In his short time in Barcelona, Evan Planchon has made an impressive impact on the sports scene. Having carried out interviews with industry leaders he has networked his way to a privileged all-access experience at the Barcelona ATP Open Banc Sabadell 2016. See what lessons he learned in the latest issue of Calling the Shots.
On April 21, I was delighted to be invited to the Barcelona ATP Open Banc Sabadell 2016. The full-access experience did not only allow me to expand my network within the sports industry in Barcelona, but also enabled me to gain a full insight into an area I aspire to strive in: sports sponsorship.
As I wondered around the tennis village, I was astonished to see the level of sponsorship presence around the premises. Events like these, broadcasted globally, are vital for sponsors who are willing to make countless sacrifices to gain public attention in an attempt to boost annual sales and maintain corporate reputation.
As I watched a childhood hero, Rafael Nadal, battle on the court, I reflected upon the level of influence sponsorship has on the world of sport.
How did sponsorship revolutionize the sport of tennis?
Risks & Returns
Sponsorship is no easy task; a large investment is required but most importantly, selecting the right event and/or person to represent your brand is a challenging task.
Maria Sharapova is an impeccable example of when risks surpass rewards; putting reputed multinationals at risk of jeopardizing their own corporate reputation that took so long to build, yet was so quickly damaged.
Car manufacturer Porsche, sporting goods giant Nike and watchmaker Tag Heuer are navigating in troubled waters today after the latest sponsorship scandal that left the corporations wondering: is it worth the risk?
The answer remains yes, but only if a strict control strategy is implemented.
After all, sponsors keep a fixed eye on their investment returns as sponsorship deals have reached over $739 million in 2014. Sponsorship analysts predict that this year’s spending exceeds over $800 million with the considerable growth in digital marketing that enable marketers to reach a larger online audience through social platforms.
The world of sport has witnessed major sponsorship breakups in the past few years; most of them caused by athletes’ misbehavior leading to negative corporate image in front of the public eye.

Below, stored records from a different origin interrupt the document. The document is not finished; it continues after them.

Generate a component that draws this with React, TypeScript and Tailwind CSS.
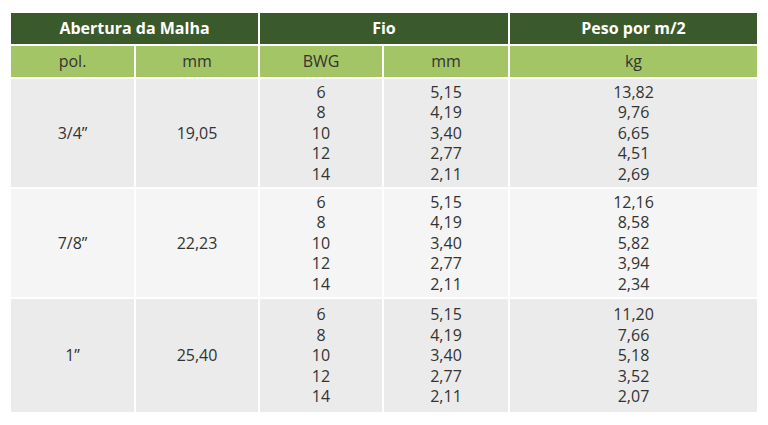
import { Fragment } from 'react';

const groups = [
  {
    pol: '3/4”',
    mm: '19,05',
    fio: ['5,15', '4,19', '3,40', '2,77', '2,11'],
    peso: ['13,82', '9,76', '6,65', '4,51', '2,69'],
    bg: 'bg-[#ebebeb]',
    h: 'h-[108px]',
  },
  {
    pol: '7/8”',
    mm: '22,23',
    fio: ['5,15', '4,19', '3,40', '2,77', '2,11'],
    peso: ['12,16', '8,58', '5,82', '3,94', '2,34'],
    bg: 'bg-[#f5f5f5]',
    h: 'h-[108px]',
  },
  {
    pol: '1”',
    mm: '25,40',
    fio: ['5,15', '4,19', '3,40', '2,77', '2,11'],
    peso: ['11,20', '7,66', '5,18', '3,52', '2,07'],
    bg: 'bg-[#ebebeb]',
    h: 'h-[113px]',
  },
];

const bwg = ['6', '8', '10', '12', '14'];

function Lines({ items }: { items: string[] }) {
  return (
    <div className="flex flex-col items-center">
      {items.map((v, i) => (
        <span key={i}>{v}</span>
      ))}
    </div>
  );
}

export default function App() {
  return (
    <div
      className="w-[768px] h-[425px] bg-white pt-[13px] pl-[11px] text-[#333333] text-[16px] leading-[20.5px]"
      style={{ fontFamily: '"Open Sans", "Noto Sans", sans-serif' }}
    >
      <div className="grid grid-cols-[123px_122px_122px_124px_247px] gap-[2px]">
        <div className="col-span-2 h-[31px] bg-[#3b5a2b] text-white font-bold flex items-center justify-center">
          Abertura da Malha
        </div>
        <div className="col-span-2 h-[31px] bg-[#3b5a2b] text-white font-bold flex items-center justify-center">
          Fio
        </div>
        <div className="h-[31px] bg-[#3b5a2b] text-white font-bold flex items-center justify-center">
          Peso por m/2
        </div>

        {['pol.', 'mm', 'BWG', 'mm', 'kg'].map((t, i) => (
          <div key={i} className="h-[31px] bg-[#a4c566] flex items-center justify-center">
            {t}
          </div>
        ))}

        {groups.map((g, i) => (
          <Fragment key={i}>
            <div className={`${g.h} ${g.bg} flex items-center justify-center`}>{g.pol}</div>
            <div className={`${g.h} ${g.bg} flex items-center justify-center`}>{g.mm}</div>
            <div className={`${g.h} ${g.bg} flex items-center justify-center`}>
              <Lines items={bwg} />
            </div>
            <div className={`${g.h} ${g.bg} flex items-center justify-center`}>
              <Lines items={g.fio} />
            </div>
            <div className={`${g.h} ${g.bg} flex items-center justify-center`}>
              <Lines items={g.peso} />
            </div>
          </Fragment>
        ))}
      </div>
    </div>
  );
}
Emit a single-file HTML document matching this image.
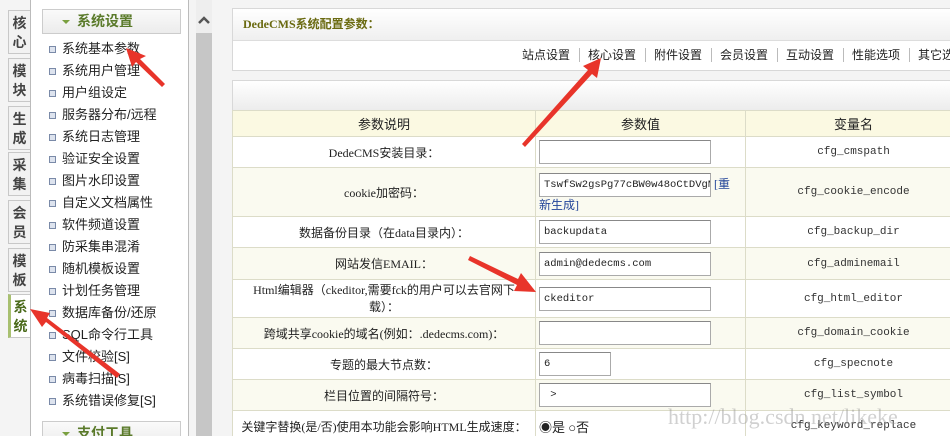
<!DOCTYPE html>
<html><head><meta charset="utf-8"><style>
*{margin:0;padding:0;box-sizing:border-box}
html,body{width:950px;height:436px;overflow:hidden}
body{background:#f4f4f4;position:relative;font-family:"Liberation Sans","Noto Sans CJK SC",sans-serif;font-size:12px;color:#222}
.abs{position:absolute}
.tab{position:absolute;left:8px;width:22px;height:44px;border:1px solid #c8c8c8;border-right:none;background:#f2f2f2;font-size:14px;font-weight:bold;color:#444;text-align:center;line-height:19px;padding-top:3px;font-family:"Noto Sans CJK SC",sans-serif}
.menu{position:absolute;left:30px;top:-2px;width:159px;height:440px;background:#fff;border:1px solid #bbb}
.mh{position:absolute;left:11px;width:139px;height:25px;border:1px solid #ccc;background:linear-gradient(#fafafa,#ececec);font-weight:bold;font-size:14px;color:#5a7a2a;line-height:23px;padding-left:34px}
.mh:before{content:"";position:absolute;left:19px;top:10px;border:4px solid transparent;border-top:4px solid #7aa040}
.it{position:absolute;left:18px;font-size:13px;color:#222;height:22px;line-height:22px;padding-left:13px;white-space:nowrap}
.it:before{content:"";position:absolute;left:0;top:8px;width:5px;height:5px;border:1px solid #7a8aa8;background:#dde3ee}
table{position:absolute;left:232px;top:110px;border-collapse:collapse;width:730px;font-size:12px}
td{border:1px solid #dcdcc8;text-align:center;vertical-align:middle;font-family:"Liberation Serif","Noto Sans CJK SC",serif;padding:0}
td.c{font-family:"Liberation Mono",monospace;font-size:11px;color:#333}
td.v{text-align:left;padding-left:3px}
.in{display:inline-flex;align-items:center;vertical-align:middle;width:172px;height:24px;border:1px solid #aaa;border-top-color:#888;background:#fff;font-family:"Liberation Mono",monospace;font-size:10.5px;padding-left:4px;text-align:left;overflow:hidden;white-space:nowrap}
.nv{position:absolute;top:46px;font-size:12px;color:#222;white-space:nowrap}
.sp{position:absolute;top:48px;width:1px;height:14px;background:#bbb}
</style></head><body>
<div class="tab" style="top:10px">核<br>心</div>
<div class="tab" style="top:58px">模<br>块</div>
<div class="tab" style="top:106px">生<br>成</div>
<div class="tab" style="top:152px">采<br>集</div>
<div class="tab" style="top:200px">会<br>员</div>
<div class="tab" style="top:248px">模<br>板</div>
<div class="tab" style="top:294px;background:#fff;border-left:3px solid #a8c070;color:#4a6a1a">系<br>统</div>
<div class="menu">
<div class="mh" style="top:10px">系统设置</div>
<div class="it" style="top:39px">系统基本参数</div>
<div class="it" style="top:61px">系统用户管理</div>
<div class="it" style="top:83px">用户组设定</div>
<div class="it" style="top:105px">服务器分布/远程</div>
<div class="it" style="top:127px">系统日志管理</div>
<div class="it" style="top:149px">验证安全设置</div>
<div class="it" style="top:171px">图片水印设置</div>
<div class="it" style="top:193px">自定义文档属性</div>
<div class="it" style="top:215px">软件频道设置</div>
<div class="it" style="top:237px">防采集串混淆</div>
<div class="it" style="top:259px">随机模板设置</div>
<div class="it" style="top:281px">计划任务管理</div>
<div class="it" style="top:303px">数据库备份/还原</div>
<div class="it" style="top:325px">SQL命令行工具</div>
<div class="it" style="top:347px">文件校验[S]</div>
<div class="it" style="top:369px">病毒扫描[S]</div>
<div class="it" style="top:391px">系统错误修复[S]</div>
<div class="mh" style="top:422px">支付工具</div>
</div>
<div class="abs" style="left:196px;top:0;width:16px;height:436px;background:#eee"></div>
<div class="abs" style="left:196px;top:33px;width:16px;height:403px;background:#c6c6c6"></div>
<svg class="abs" style="left:196px;top:14px" width="16" height="12"><path d="M3 9 L8 4 L13 9" stroke="#555" stroke-width="2.5" fill="none"/></svg>
<div class="abs" style="left:232px;top:8px;width:730px;height:63px;border:1px solid #d8d8d8;background:#fff"></div>
<div class="abs" style="left:233px;top:9px;width:730px;height:32px;background:linear-gradient(#fff,#efefef);border-bottom:1px solid #ddd;font-weight:bold;font-size:12px;color:#6a6a10;line-height:30px;padding-left:10px;font-family:'Liberation Serif','Noto Sans CJK SC',serif">DedeCMS系统配置参数：</div>
<div class="nv" style="left:522px">站点设置</div><div class="sp" style="left:579px"></div>
<div class="nv" style="left:588px">核心设置</div><div class="sp" style="left:645px"></div>
<div class="nv" style="left:654px">附件设置</div><div class="sp" style="left:711px"></div>
<div class="nv" style="left:720px">会员设置</div><div class="sp" style="left:777px"></div>
<div class="nv" style="left:786px">互动设置</div><div class="sp" style="left:843px"></div>
<div class="nv" style="left:852px">性能选项</div><div class="sp" style="left:909px"></div>
<div class="nv" style="left:918px">其它选项</div>
<div class="abs" style="left:232px;top:80px;width:730px;height:31px;border:1px solid #d8d8d8;background:linear-gradient(#fff,#ececec)"></div>
<table>
<tr style="height:26px;background:#fbf9e2"><td style="width:303px;font-size:13px">参数说明</td><td style="width:210px;font-size:13px">参数值</td><td style="font-size:13px">变量名</td></tr>
<tr style="height:31px;background:#fff"><td>DedeCMS安装目录：</td><td class="v"><span class="in"></span></td><td class="c">cfg_cmspath</td></tr>
<tr style="height:49px;background:#fafaf0"><td>cookie加密码：</td><td class="v" style="line-height:17px;padding-top:3px"><span class="in">TswfSw2gsPg77cBW0w48oCtDVgM7</span> <span style="color:#224499">[重<br>新生成]</span></td><td class="c">cfg_cookie_encode</td></tr>
<tr style="height:31px;background:#fff"><td>数据备份目录（在data目录内）：</td><td class="v"><span class="in">backupdata</span></td><td class="c">cfg_backup_dir</td></tr>
<tr style="height:32px;background:#fafaf0"><td>网站发信EMAIL：</td><td class="v"><span class="in">admin@dedecms.com</span></td><td class="c">cfg_adminemail</td></tr>
<tr style="height:38px;background:#fff"><td style="line-height:17px">Html编辑器（ckeditor,需要fck的用户可以去官网下<br>载）：</td><td class="v"><span class="in">ckeditor</span></td><td class="c">cfg_html_editor</td></tr>
<tr style="height:31px;background:#fafaf0"><td>跨域共享cookie的域名(例如：.dedecms.com)：</td><td class="v"><span class="in"></span></td><td class="c">cfg_domain_cookie</td></tr>
<tr style="height:31px;background:#fff"><td>专题的最大节点数：</td><td class="v"><span class="in" style="width:72px">6</span></td><td class="c">cfg_specnote</td></tr>
<tr style="height:31px;background:#fafaf0"><td>栏目位置的间隔符号：</td><td class="v"><span class="in">&nbsp;&gt;</span></td><td class="c">cfg_list_symbol</td></tr>
<tr style="height:31px;background:#fff"><td>关键字替换(是/否)使用本功能会影响HTML生成速度：</td><td class="v" style="font-size:13px">◉是 ○否</td><td class="c">cfg_keyword_replace</td></tr>
</table>
<div class="abs" style="left:668px;top:404px;font-size:22px;color:rgba(150,150,150,.45);font-family:'Liberation Serif',serif;white-space:nowrap">http://blog.csdn.net/likeke</div>
<svg class="abs" style="left:0;top:0" width="950" height="436">
<g fill="#e8342a">
<polygon points="165,84 162,87 136,62 132,67 126,48 146,56 140,59"/>
<polygon points="522,144 525,147 592,74 597,78 601,58 583,66 588,70"/>
<polygon points="468,260 470,256 518,279 521,273 536,292 514,291 517,285"/>
<polygon points="120,374 117,378 46,322 42,327 30,309 50,313 47,318"/>
</g>
</svg>
</body></html>
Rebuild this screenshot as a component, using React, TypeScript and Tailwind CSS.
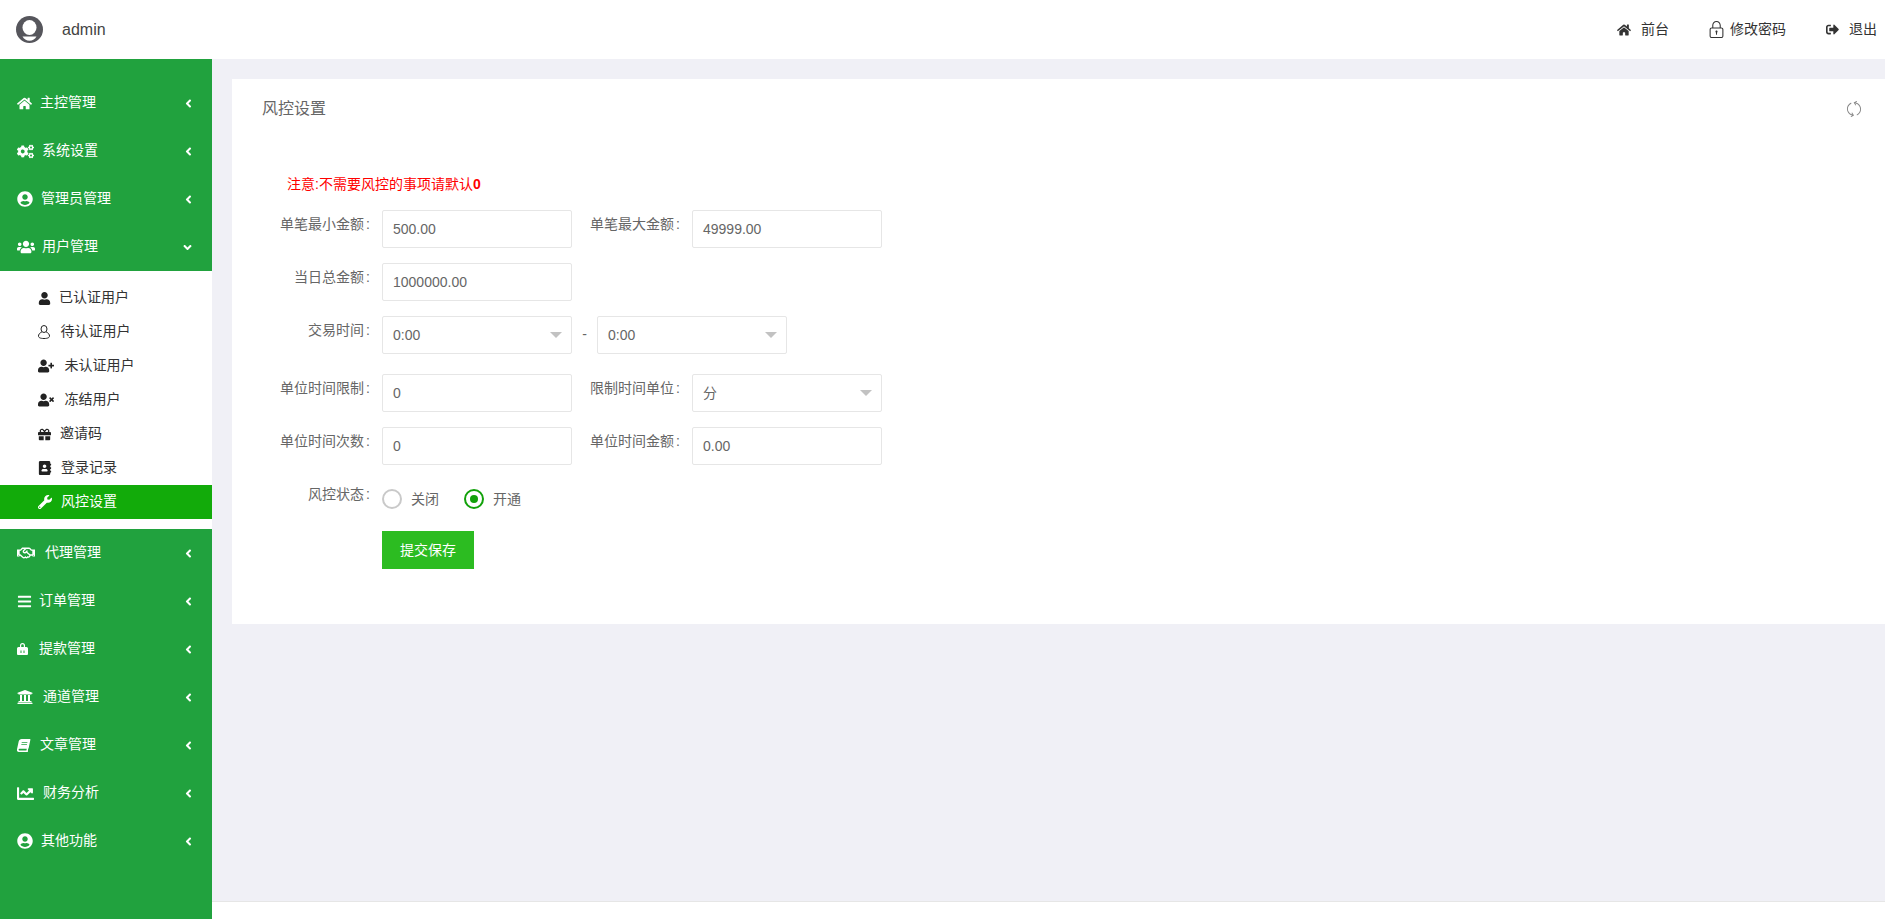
import { FaHome, FaCogs, FaUserCircle, FaUsers, FaUser, FaUserPlus, FaUserTimes, FaGift, FaWrench, FaRegHandshake, FaBars, FaUniversity, FaBook, FaChartLine, FaAngleLeft, FaAngleDown, FaAddressBook, FaSignOutAlt } from 'react-icons/fa'
import { SlLock, SlRefresh } from 'react-icons/sl'

const font = "font-['Liberation_Sans','Noto_Sans_CJK_SC',sans-serif]"

function UserOutline() {
  return (
    <svg width="12" height="14" viewBox="0 0 12 14" fill="none" stroke="currentColor" strokeWidth="1">
      <ellipse cx="6" cy="4" rx="3" ry="3.5" />
      <path d="M3.8 7C1.500 8 .5 9.500 .5 11c0 1.500 1.500 2.500 5.500 2.500s5.500-1 5.500-2.500c0-1.500-1-3-3.300-4" />
    </svg>
  )
}

function CashLock() {
  return (
    <svg width="11" height="12" viewBox="0 0 11 12">
      <path
        fill="#fff"
        fillRule="evenodd"
        d="M3 4V2.500a2.500 2.500 0 0 1 5 0V4h1.500A1.500 1.500 0 0 1 11 5.500V11a1 1 0 0 1-1 1H1a1 1 0 0 1-1-1V5.500A1.500 1.500 0 0 1 1.500 4zM4.200 3.900h2.600V2.600a1.300 1.300 0 0 0-2.600 0z"
      />
      <path fill="#21a23e" d="M3.500 7.500h1V10h-1zM6.500 7.500h1V10h-1z" />
    </svg>
  )
}

const topMenus = [
  { label: '主控管理', icon: <FaHome className="text-[15px]" />, box: 'w-[23px]' },
  { label: '系统设置', icon: <FaCogs className="text-[17px]" />, box: 'w-[25px]' },
  { label: '管理员管理', icon: <FaUserCircle className="text-[16px]" />, box: 'w-[24px]' },
]

const subMenus = [
  { label: '已认证用户', icon: <FaUser className="text-[13px]" />, box: 'w-[21px]' },
  { label: '待认证用户', icon: <UserOutline />, box: 'w-[22.5px]' },
  { label: '未认证用户', icon: <FaUserPlus className="text-[16px]" />, box: 'w-[26.5px]' },
  { label: '冻结用户', icon: <FaUserTimes className="text-[16px]" />, box: 'w-[26.5px]' },
  { label: '邀请码', icon: <FaGift className="text-[13px]" />, box: 'w-[22px]' },
  { label: '登录记录', icon: <FaAddressBook className="text-[14px]" />, box: 'w-[23px]' },
]

const bottomMenus = [
  { label: '代理管理', icon: <FaRegHandshake className="text-[18px]" />, box: 'w-[28px]' },
  { label: '订单管理', icon: <FaBars className="text-[15px]" />, box: 'w-[22px]' },
  { label: '提款管理', icon: <CashLock />, box: 'w-[22px]' },
  { label: '通道管理', icon: <FaUniversity className="text-[16px]" />, box: 'w-[26px]' },
  { label: '文章管理', icon: <FaBook className="-skew-x-12 text-[13px]" />, box: 'w-[23px]' },
  { label: '财务分析', icon: <FaChartLine className="text-[17px]" />, box: 'w-[26px]' },
  { label: '其他功能', icon: <FaUserCircle className="text-[16px]" />, box: 'w-[24px]' },
]

function MenuItem({ label, icon, box, open = false }) {
  return (
    <div className="flex h-12 items-center pl-[17px] text-sm text-white">
      <span className={`${box} flex shrink-0 items-center`}>{icon}</span>
      <span className="flex-1 pb-[2px]">{label}</span>
      {open ? <FaAngleDown className="mr-[18px] text-[13px]" /> : <FaAngleLeft className="mr-[17px] text-[13px]" />}
    </div>
  )
}

function TextField({ value }) {
  return (
    <div className="flex h-[38px] w-[190px] items-center rounded-[2px] border border-[#e6e6e6] bg-white pl-[10px] text-sm text-[#666]">
      {value}
    </div>
  )
}

function SelectField({ value }) {
  return (
    <div className="flex h-[38px] w-[190px] items-center justify-between rounded-[2px] border border-[#e6e6e6] bg-white pl-[10px] pr-[9px] text-sm text-[#666]">
      <span>{value}</span>
      <span className="h-0 w-0 border-x-[6px] border-t-[6px] border-x-transparent border-t-[#c2c2c2]" />
    </div>
  )
}

function Label({ text, width = 'w-[150px]' }) {
  return (
    <label className={`${width} pr-[12px] pt-[4px] text-right text-sm leading-5 text-[#666]`}>
      {text}
      <span className="ml-[2px]">:</span>
    </label>
  )
}

function Row({ children, className = '' }) {
  return <div className={`flex items-start ${className}`}>{children}</div>
}

export default function App() {
  return (
    <div className={`${font} flex h-[919px] flex-col overflow-hidden bg-[#f0f0f6]`}>
      <header className="flex h-[59px] shrink-0 items-center bg-white">
        <svg className="ml-4" width="27" height="27" viewBox="0 0 27 27">
          <circle cx="13.5" cy="13.5" r="13.5" fill="#56565c" />
          <ellipse cx="13.5" cy="11.5" rx="7" ry="7.5" fill="#fff" />
          <path d="M6.500 20.500h14c-1.300 2.700-3.900 4.200-7 4.200s-5.700-1.500-7-4.200z" fill="#fff" />
        </svg>
        <span className="ml-[19px] text-base text-[#444]">admin</span>
        <div className="ml-auto flex items-center text-sm text-[#333]">
          <FaHome className="text-[14px]" />
          <span className="ml-[10px] pb-[2px]">前台</span>
          <SlLock className="ml-[39px] text-[17px]" />
          <span className="ml-[5px] pb-[2px]">修改密码</span>
          <FaSignOutAlt className="ml-[40px] text-[13px]" />
          <span className="ml-[10px] mr-[8px] pb-[2px]">退出</span>
        </div>
      </header>

      <div className="flex min-h-0 flex-1">
        <aside className="w-[212px] shrink-0 bg-[#21a23e] pt-5">
          {topMenus.map((m) => (
            <MenuItem key={m.label} label={m.label} icon={m.icon} box={m.box} />
          ))}
          <MenuItem label="用户管理" icon={<FaUsers className="text-[18px]" />} box="w-[25px]" open />
          <div className="bg-white py-[10px]">
            {subMenus.map((m) => (
              <div key={m.label} className="flex h-[34px] items-center pl-[38px] text-sm text-[#333]">
                <span className={`${m.box} flex shrink-0 items-center text-[#222]`}>{m.icon}</span>
                <span className="pb-[2px]">{m.label}</span>
              </div>
            ))}
            <div className="flex h-[34px] items-center bg-[#12ab0a] pl-[38px] text-sm text-white">
              <span className="flex w-[23px] shrink-0 items-center">
                <FaWrench className="text-[14px]" />
              </span>
              <span className="pb-[2px]">风控设置</span>
            </div>
          </div>
          {bottomMenus.map((m) => (
            <MenuItem key={m.label} label={m.label} icon={m.icon} box={m.box} />
          ))}
        </aside>

        <main className="flex min-w-0 flex-1 flex-col">
          <div className="flex-1 pl-5 pt-5">
            <section className="h-[545px] bg-white">
              <div className="flex h-[60px] items-center justify-between pl-[30px] pr-[23px]">
                <h2 className="text-base font-normal text-[#666]">风控设置</h2>
                <SlRefresh className="text-[16px] text-[#888]" />
              </div>
              <div className="pt-[35px]">
                <p className="ml-[55px] text-sm text-[#f00]">
                  注意:不需要风控的事项请默认<b>0</b>
                </p>
                <div className="mt-[16px] flex flex-col">
                  <Row>
                    <Label text="单笔最小金额" />
                    <TextField value="500.00" />
                    <Label text="单笔最大金额" width="w-[120px]" />
                    <TextField value="49999.00" />
                  </Row>
                  <Row className="mt-[15px]">
                    <Label text="当日总金额" />
                    <TextField value="1000000.00" />
                  </Row>
                  <Row className="mt-[15px]">
                    <Label text="交易时间" />
                    <SelectField value="0:00" />
                    <span className="w-[25px] pt-[8px] text-center text-sm text-[#666]">-</span>
                    <SelectField value="0:00" />
                  </Row>
                  <Row className="mt-[20px]">
                    <Label text="单位时间限制" />
                    <TextField value="0" />
                    <Label text="限制时间单位" width="w-[120px]" />
                    <SelectField value="分" />
                  </Row>
                  <Row className="mt-[15px]">
                    <Label text="单位时间次数" />
                    <TextField value="0" />
                    <Label text="单位时间金额" width="w-[120px]" />
                    <TextField value="0.00" />
                  </Row>
                  <Row className="mt-[15px]">
                    <Label text="风控状态" />
                    <div className="flex h-[38px] items-center text-sm text-[#666]">
                      <span className="h-5 w-5 rounded-full border-2 border-[#c9c9c9] bg-white" />
                      <span className="ml-[9px]">关闭</span>
                      <span className="ml-[25px] flex h-5 w-5 items-center justify-center rounded-full border-2 border-[#12a10a]">
                        <span className="h-2 w-2 rounded-full bg-[#12a10a]" />
                      </span>
                      <span className="ml-[9px]">开通</span>
                    </div>
                  </Row>
                  <Row className="mt-[13px]">
                    <div className="w-[150px]" />
                    <button className="h-[38px] w-[92px] bg-[#2cbc21] text-sm text-white">提交保存</button>
                  </Row>
                </div>
              </div>
            </section>
          </div>
          <footer className="h-[18px] shrink-0 border-t border-[#e6e6e6] bg-white" />
        </main>
      </div>
    </div>
  )
}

Sometimes, it is just a matter of time until an athlete cracks under pressure and slips a wrong comment or gesture; leaving the world to witness the entire scene while sponsors face the immediate disastrous consequences.
The fear of losing corporate image in the sport of tennis have led many multinationals to decide to only sponsor events and avoid sponsoring tennis players at the same time.
A strategy that reduces the investment returns by a margin but eliminates all risks of reputation damage that may take years to rebuild.
To put the strategy into perspective, the Australian Open, which is one of the four biggest tennis grand slams on the calendar, has KIA, Rolex, IBM, Lacoste, Wilson and Heineken as major sponsors.
However, only KIA sponsors Rafael Nadal as brand ambassador and Rolex is backing up Swiss champion Roger Federer.
The sponsor list for the French Open is almost twice as long as the Aussie Open, with sponsors such as BNP Paribas, IBM, Emirates, Lacoste, Longines, Perrier, Peugeot and Moet & Chandon.
Of those, only Peugeot (Novak Djokovic), Moet & Chandon (Roger Federer), sponsor both the tournament and individual players.
Despite the lack of brands sponsoring both events and players, tennis sponsorship revenues do still remain extremely lucrative for the top tennis players in the world.
Roger Federer leads the pack with his lucrative brand ambassador deal with Rolex and Mercedes-Benz, followed by Novak Djokovic who is expected to catch his colleague after an outstanding year of promising results.
However, Maria Sharapova is expected to fall on the list after her doping scandal with an estimated sponsorship loss of over $20 million, a large price to pay for what many believed is an unforgivable mistake in the world of tennis.
The sport of tennis is today one of the most followed and broadcasted sports in the world. It would be a vital loss for sponsors to not have their brand names on the central tennis courts.
With tennis events all over the world, a dedicated television network; international icons such as Roger Federer, Serena Williams and Rafael Nadal; tennis provides an attractive option for companies looking for more global exposure.
Sponsorship has revolutionized the sport, with players going to large extents to represent multiple brands; including shaving their legs to shift audience focus on their shoes.
It is just a matter of time until the Barcelona Open upgrades to the status of ATP World Tour Masters 1000; all is needed now is more capital invested from even bigger sponsors.